Promotional single by Jonas Brothers

from the album A Little Bit Longer
- Released: July 14, 2008
- Recorded: 2008
- Genre: Pop punk; pop rock;
- Length: 3:03
- Label: Hollywood
- Songwriters: Nick Jonas; Joe Jonas; Kevin Jonas;
- Producer: John Fields

= Pushin' Me Away =

"Pushin' Me Away" is a song by American pop rock band the Jonas Brothers for their third studio album A Little Bit Longer (2008). It was written by band members Nick Jonas, Joe Jonas and Kevin Jonas; production was helmed by John Fields. The song is a pop rock and teen pop influenced track. "Pushin' Me Away" received generally favorable reviews from contemporary music critics, who complimented its overall production.
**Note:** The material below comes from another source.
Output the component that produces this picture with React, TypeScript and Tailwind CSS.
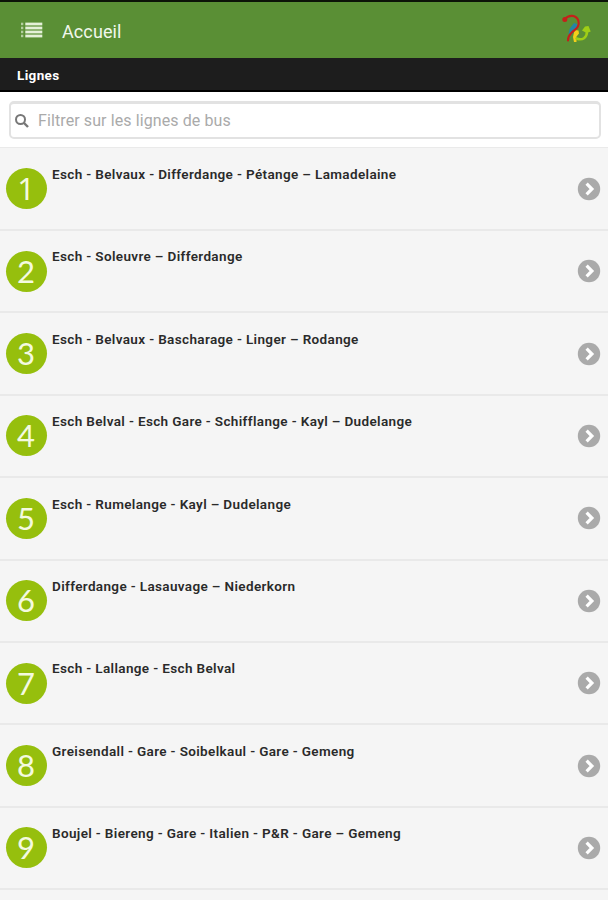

It was released as the second promotional single from the album and peaked at number 16 on the U.S. Billboard Hot 100.

==Release==

"Pushin' Me Away" was supposed to have been released on July 15, 2008, and it is the release date for the song on the iTunes music store, but the song went on sale on the evening of July 14, 2008.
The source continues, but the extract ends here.